SOURCE EXCERPT:
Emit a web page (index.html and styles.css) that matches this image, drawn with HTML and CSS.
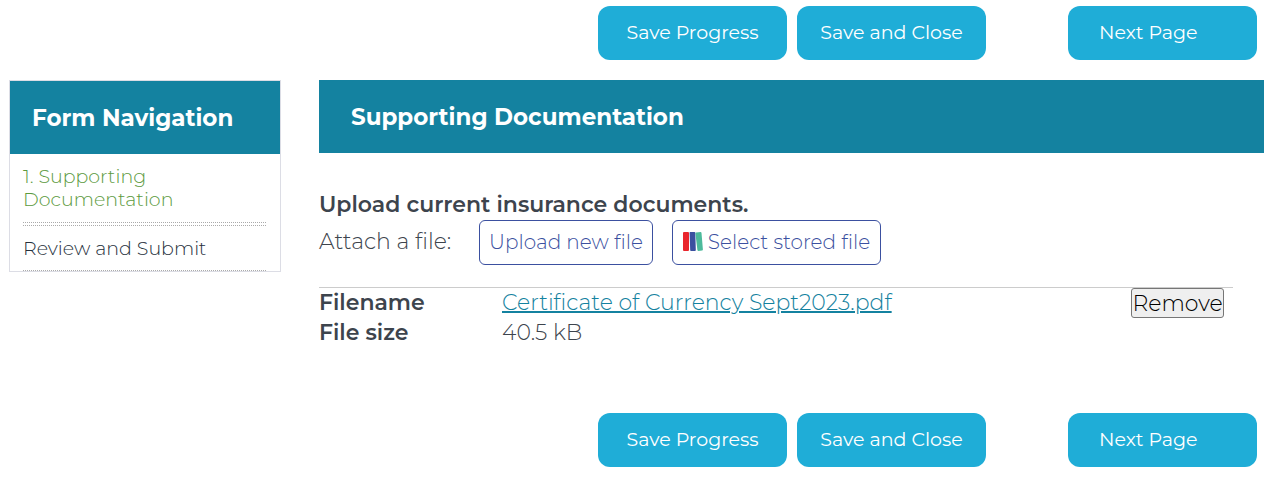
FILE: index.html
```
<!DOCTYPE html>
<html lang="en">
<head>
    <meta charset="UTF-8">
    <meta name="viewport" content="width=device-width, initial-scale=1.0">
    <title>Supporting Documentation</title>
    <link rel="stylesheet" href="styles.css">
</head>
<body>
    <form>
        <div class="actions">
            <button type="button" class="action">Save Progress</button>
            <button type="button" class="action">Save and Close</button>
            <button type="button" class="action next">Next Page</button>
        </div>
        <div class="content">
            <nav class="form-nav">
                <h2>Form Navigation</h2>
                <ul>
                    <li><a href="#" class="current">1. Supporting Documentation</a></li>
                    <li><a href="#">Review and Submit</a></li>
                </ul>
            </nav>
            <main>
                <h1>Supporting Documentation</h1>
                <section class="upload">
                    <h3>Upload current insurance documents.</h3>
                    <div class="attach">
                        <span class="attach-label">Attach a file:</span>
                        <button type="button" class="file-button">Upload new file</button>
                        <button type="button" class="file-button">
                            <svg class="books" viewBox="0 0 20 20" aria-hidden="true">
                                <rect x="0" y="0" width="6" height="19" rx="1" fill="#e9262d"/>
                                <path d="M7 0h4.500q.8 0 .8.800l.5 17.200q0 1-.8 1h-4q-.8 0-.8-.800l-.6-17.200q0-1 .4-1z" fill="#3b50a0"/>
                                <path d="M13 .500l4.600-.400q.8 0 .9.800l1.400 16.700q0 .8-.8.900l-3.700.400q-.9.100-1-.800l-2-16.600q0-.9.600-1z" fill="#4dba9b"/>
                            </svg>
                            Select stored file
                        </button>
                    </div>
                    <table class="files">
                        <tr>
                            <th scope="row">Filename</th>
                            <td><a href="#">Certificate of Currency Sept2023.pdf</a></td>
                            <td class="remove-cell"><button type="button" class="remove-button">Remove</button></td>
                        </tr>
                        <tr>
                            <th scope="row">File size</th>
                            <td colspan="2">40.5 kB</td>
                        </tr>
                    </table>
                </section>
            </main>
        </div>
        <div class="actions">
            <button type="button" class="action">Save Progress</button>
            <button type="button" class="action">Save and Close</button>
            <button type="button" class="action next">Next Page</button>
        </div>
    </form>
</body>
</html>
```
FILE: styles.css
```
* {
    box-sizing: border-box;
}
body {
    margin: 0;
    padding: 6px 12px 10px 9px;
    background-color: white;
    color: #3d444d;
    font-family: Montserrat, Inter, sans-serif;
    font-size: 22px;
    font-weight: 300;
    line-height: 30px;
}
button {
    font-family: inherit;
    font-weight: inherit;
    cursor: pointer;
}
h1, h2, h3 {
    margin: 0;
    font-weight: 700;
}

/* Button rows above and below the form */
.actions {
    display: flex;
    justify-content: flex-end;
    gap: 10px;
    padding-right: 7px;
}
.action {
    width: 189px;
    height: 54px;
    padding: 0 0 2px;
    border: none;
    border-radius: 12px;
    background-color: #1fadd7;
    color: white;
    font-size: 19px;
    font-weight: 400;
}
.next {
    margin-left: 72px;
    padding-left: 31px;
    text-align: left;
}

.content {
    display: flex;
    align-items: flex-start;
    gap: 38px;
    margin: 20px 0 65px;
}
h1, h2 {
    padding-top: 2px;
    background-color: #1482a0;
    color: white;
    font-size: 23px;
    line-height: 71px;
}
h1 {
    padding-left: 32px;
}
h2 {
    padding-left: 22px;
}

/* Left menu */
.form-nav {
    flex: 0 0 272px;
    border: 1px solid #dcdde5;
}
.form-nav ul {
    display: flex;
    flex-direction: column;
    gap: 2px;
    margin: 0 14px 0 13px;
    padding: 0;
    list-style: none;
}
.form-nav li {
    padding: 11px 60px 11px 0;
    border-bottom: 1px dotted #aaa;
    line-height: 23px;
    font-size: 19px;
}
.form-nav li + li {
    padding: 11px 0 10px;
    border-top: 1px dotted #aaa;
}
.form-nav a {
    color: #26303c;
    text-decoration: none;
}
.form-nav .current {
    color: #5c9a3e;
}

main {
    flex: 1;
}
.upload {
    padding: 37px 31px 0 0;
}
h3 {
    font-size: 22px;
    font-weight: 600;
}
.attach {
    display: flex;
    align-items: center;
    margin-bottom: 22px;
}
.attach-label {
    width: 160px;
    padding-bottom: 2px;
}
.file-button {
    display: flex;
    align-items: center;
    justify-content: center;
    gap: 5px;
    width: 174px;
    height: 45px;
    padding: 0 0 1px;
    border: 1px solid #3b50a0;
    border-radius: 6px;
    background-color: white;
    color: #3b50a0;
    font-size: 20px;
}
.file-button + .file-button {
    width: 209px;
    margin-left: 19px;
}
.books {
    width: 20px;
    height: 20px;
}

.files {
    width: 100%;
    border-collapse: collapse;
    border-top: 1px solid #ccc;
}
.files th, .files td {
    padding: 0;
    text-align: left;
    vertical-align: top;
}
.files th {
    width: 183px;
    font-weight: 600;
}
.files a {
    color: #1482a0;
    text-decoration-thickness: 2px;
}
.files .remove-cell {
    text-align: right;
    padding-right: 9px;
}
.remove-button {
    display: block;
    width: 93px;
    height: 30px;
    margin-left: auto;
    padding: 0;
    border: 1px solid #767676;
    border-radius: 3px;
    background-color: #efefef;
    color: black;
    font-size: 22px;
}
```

REQUIRED TASK: Scan the data above; copy every line where "styles" appears.

RESULT OF THIS EXERCISE:
Emit a web page (index.html and styles.css) that matches this image, drawn with HTML and CSS.
    <link rel="stylesheet" href="styles.css">
FILE: styles.css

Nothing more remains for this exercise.